[Stored data entries]
-=-=-

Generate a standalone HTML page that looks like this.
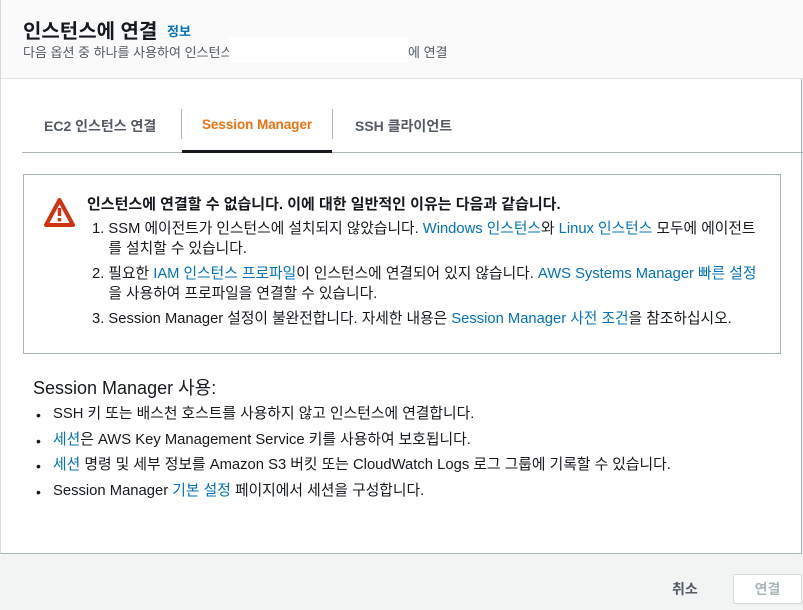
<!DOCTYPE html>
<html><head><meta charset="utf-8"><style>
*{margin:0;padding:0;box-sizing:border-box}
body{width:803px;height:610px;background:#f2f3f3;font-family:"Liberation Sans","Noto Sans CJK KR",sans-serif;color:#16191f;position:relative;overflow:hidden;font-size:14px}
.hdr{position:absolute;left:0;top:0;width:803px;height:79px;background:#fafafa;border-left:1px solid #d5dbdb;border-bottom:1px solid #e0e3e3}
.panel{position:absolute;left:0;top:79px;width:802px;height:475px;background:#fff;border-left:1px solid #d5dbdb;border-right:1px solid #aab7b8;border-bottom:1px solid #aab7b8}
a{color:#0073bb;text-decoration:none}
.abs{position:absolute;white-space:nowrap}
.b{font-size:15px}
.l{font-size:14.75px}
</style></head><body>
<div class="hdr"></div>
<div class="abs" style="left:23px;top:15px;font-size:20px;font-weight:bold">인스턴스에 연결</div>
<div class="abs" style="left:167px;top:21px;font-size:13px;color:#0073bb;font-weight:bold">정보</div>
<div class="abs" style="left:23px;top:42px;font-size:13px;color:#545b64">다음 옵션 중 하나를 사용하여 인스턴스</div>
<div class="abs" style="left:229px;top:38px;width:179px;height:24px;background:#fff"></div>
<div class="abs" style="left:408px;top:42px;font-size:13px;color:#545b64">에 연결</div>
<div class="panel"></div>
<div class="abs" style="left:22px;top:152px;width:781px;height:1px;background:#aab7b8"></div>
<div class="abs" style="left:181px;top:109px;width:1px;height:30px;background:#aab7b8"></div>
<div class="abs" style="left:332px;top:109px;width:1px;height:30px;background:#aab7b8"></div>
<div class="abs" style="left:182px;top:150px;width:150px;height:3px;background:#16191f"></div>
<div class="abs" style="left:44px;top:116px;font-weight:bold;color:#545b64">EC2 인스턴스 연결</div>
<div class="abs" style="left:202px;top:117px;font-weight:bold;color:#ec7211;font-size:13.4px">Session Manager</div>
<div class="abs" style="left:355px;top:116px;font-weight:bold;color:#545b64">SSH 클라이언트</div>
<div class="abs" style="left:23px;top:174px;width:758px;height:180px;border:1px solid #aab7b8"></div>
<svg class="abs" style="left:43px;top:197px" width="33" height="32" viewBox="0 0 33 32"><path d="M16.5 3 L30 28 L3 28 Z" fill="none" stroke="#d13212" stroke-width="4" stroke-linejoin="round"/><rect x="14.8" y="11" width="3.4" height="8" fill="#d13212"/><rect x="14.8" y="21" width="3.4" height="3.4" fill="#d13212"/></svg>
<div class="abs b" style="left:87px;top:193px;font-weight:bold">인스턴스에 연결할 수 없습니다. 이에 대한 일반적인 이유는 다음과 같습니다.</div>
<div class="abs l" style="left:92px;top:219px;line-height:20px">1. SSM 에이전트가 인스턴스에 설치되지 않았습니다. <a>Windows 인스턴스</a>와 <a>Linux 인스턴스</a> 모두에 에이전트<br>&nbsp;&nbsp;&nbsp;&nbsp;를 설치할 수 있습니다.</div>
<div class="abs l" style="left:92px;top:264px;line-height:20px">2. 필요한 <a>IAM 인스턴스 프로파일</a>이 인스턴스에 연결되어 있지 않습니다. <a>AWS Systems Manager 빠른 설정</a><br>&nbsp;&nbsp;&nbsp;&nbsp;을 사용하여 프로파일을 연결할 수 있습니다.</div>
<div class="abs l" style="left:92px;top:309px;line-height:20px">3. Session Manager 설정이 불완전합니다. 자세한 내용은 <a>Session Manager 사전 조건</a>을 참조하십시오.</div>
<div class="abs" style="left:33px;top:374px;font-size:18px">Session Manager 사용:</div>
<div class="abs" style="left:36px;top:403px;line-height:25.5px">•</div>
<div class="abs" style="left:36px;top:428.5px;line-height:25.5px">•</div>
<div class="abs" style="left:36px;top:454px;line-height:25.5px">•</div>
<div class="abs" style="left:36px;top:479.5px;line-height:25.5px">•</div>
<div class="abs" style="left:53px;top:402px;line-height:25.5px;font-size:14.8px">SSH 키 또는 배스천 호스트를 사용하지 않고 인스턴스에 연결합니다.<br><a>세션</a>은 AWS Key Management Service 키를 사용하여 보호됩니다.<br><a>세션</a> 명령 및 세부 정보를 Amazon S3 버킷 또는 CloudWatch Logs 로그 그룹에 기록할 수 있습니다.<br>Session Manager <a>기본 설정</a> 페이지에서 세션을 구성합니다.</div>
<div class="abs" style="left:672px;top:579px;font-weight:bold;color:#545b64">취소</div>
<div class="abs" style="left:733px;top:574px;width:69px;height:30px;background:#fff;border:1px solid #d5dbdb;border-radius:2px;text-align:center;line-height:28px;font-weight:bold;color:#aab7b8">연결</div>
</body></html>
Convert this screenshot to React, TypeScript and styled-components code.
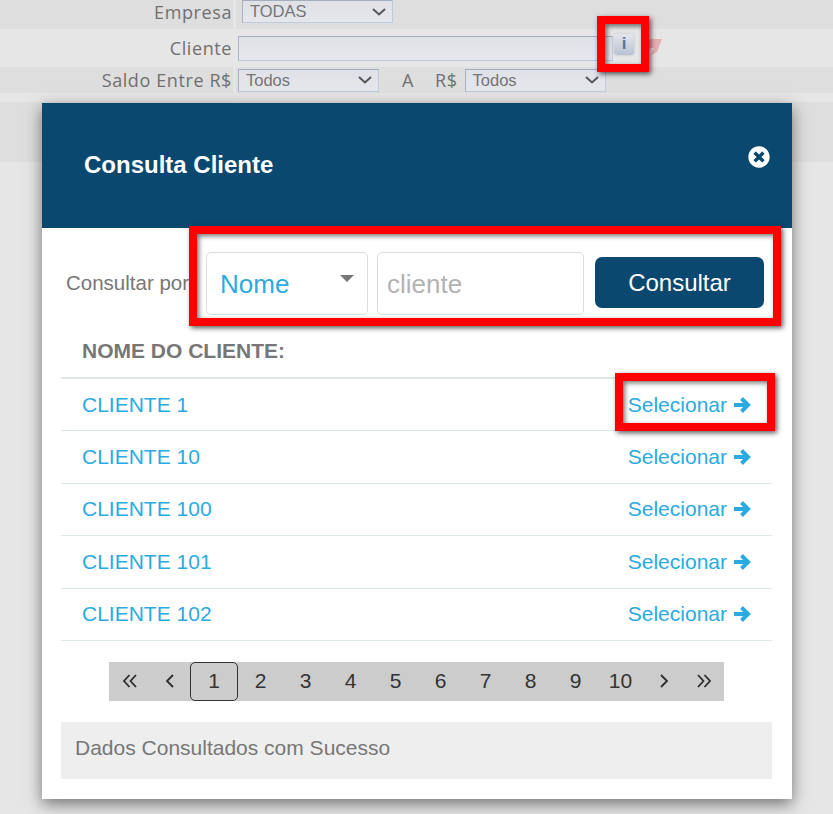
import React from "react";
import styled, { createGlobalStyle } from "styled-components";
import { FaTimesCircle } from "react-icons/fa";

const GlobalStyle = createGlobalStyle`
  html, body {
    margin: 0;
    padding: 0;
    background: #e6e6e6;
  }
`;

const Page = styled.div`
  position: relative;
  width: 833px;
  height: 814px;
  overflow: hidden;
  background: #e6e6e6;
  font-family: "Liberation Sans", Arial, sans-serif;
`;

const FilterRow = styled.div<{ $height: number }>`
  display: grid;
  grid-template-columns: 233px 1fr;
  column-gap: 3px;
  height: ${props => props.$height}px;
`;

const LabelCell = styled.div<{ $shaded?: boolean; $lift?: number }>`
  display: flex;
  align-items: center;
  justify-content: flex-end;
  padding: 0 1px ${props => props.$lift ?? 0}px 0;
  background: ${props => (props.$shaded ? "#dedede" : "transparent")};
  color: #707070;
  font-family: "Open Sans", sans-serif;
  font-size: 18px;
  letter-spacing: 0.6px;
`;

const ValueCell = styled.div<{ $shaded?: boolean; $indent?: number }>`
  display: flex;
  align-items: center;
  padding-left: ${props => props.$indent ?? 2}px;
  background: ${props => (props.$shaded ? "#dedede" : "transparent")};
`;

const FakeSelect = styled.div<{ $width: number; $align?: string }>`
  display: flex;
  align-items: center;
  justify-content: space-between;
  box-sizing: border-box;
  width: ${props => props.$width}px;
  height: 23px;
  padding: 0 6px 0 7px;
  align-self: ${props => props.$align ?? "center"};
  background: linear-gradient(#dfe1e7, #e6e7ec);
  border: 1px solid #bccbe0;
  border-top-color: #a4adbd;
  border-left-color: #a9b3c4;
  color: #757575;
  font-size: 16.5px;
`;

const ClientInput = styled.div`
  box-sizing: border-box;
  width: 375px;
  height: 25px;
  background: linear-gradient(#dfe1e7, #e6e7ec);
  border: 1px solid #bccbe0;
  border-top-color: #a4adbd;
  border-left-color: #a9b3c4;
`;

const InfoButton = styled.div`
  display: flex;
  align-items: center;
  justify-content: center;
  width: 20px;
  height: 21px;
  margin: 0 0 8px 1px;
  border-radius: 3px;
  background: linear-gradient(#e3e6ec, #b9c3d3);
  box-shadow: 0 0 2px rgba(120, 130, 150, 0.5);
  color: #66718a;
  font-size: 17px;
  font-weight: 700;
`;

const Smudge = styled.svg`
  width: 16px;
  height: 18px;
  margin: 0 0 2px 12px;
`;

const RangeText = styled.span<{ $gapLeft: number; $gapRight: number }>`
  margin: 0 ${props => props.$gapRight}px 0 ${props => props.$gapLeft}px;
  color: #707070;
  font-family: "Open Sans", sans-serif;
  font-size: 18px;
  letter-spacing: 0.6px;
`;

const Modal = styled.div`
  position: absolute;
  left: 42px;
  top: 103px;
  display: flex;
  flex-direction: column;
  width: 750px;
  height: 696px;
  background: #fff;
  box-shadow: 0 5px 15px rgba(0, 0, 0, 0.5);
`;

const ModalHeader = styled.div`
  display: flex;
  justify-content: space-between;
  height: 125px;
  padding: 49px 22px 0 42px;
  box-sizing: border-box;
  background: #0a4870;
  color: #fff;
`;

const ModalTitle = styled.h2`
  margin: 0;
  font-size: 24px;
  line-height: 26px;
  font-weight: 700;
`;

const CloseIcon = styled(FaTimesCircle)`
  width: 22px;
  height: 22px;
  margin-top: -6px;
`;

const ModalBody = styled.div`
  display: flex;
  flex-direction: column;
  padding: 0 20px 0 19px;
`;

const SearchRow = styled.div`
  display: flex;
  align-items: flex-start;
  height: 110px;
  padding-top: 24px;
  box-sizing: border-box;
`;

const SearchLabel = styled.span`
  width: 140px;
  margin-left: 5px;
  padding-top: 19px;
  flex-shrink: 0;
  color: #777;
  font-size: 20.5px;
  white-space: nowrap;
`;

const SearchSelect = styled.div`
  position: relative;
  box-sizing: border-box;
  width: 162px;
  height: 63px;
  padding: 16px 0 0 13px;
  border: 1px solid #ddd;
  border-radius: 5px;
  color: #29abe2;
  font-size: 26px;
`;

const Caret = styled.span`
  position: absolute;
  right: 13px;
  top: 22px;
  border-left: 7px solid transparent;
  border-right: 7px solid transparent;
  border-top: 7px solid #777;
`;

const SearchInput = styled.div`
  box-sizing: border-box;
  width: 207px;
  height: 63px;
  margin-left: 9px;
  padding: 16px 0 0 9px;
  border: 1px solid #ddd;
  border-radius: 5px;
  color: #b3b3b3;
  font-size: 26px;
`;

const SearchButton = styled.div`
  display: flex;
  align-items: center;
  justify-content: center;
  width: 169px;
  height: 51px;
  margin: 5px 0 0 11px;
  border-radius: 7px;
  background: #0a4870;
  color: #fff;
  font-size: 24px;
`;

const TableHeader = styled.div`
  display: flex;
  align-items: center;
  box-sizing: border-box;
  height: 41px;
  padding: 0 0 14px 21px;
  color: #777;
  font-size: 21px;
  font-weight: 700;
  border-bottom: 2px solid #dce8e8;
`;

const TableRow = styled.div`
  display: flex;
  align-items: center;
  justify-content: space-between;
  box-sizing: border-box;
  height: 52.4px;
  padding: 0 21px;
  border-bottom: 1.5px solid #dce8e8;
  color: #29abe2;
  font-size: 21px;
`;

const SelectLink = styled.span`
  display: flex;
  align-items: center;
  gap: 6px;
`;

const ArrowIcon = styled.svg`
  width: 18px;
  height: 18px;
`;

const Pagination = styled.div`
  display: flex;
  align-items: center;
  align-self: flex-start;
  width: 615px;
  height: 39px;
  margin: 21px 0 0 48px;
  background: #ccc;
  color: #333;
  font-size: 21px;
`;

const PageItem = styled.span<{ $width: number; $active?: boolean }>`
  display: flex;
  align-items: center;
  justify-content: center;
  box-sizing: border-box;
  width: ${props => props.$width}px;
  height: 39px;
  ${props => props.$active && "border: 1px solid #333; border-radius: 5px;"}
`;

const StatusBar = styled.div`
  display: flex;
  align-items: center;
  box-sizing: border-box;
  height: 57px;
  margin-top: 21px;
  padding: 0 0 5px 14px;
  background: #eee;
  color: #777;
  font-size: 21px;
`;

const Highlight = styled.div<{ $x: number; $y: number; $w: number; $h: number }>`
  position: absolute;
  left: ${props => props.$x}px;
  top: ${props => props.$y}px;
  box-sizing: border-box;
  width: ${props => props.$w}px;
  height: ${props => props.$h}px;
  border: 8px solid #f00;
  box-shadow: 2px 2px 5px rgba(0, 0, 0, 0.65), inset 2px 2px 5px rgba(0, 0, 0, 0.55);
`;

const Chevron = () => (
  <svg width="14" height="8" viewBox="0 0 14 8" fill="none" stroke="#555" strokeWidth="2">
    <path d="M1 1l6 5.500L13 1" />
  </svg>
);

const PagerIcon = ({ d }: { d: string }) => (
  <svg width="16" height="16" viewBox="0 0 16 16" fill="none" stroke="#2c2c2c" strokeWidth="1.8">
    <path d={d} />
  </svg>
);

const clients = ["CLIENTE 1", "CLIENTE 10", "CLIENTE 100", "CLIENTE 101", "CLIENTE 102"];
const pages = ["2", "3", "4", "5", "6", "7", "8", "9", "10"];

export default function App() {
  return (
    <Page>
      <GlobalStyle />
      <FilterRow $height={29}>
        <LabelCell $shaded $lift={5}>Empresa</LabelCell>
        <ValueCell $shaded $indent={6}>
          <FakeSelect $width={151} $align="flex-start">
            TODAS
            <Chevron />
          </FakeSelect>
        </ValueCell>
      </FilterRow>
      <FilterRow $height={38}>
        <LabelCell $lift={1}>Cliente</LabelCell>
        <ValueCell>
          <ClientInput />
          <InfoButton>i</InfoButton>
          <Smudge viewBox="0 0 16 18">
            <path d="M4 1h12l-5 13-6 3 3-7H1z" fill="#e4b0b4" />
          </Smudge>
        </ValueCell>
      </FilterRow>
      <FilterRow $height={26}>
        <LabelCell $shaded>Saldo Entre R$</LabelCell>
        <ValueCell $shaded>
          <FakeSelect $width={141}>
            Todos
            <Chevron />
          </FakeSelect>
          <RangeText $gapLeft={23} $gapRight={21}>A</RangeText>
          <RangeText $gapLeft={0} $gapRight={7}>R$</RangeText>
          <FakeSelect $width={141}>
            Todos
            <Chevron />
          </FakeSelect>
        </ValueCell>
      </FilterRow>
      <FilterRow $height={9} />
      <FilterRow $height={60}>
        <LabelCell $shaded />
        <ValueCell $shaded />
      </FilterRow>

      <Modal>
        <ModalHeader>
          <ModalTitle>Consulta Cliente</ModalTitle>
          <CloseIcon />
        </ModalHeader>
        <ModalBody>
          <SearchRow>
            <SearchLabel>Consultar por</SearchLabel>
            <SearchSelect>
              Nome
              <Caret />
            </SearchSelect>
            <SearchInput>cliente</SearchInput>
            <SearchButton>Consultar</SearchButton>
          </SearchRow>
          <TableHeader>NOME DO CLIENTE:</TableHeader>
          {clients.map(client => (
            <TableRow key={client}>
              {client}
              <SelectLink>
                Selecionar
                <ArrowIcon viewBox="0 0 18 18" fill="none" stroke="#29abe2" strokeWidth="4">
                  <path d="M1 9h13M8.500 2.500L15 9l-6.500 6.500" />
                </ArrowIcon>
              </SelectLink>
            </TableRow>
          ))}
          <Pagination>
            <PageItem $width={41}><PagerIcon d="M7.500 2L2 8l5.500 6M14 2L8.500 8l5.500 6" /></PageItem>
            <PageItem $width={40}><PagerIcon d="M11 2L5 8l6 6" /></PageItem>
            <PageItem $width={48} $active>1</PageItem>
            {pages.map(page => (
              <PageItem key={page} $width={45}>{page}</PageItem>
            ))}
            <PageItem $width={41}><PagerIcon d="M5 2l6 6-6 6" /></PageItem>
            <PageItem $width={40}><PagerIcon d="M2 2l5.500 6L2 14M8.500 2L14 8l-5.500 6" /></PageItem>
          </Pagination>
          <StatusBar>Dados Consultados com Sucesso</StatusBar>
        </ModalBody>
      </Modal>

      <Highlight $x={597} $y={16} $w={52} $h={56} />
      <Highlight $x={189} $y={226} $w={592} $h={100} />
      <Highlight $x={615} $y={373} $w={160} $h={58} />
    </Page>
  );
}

-=-=-

*Directions:*
Using the entries above, return each line that includes the word "this".

*Task answer:*
Generate a standalone HTML page that looks like this.
Convert this screenshot to React, TypeScript and styled-components code.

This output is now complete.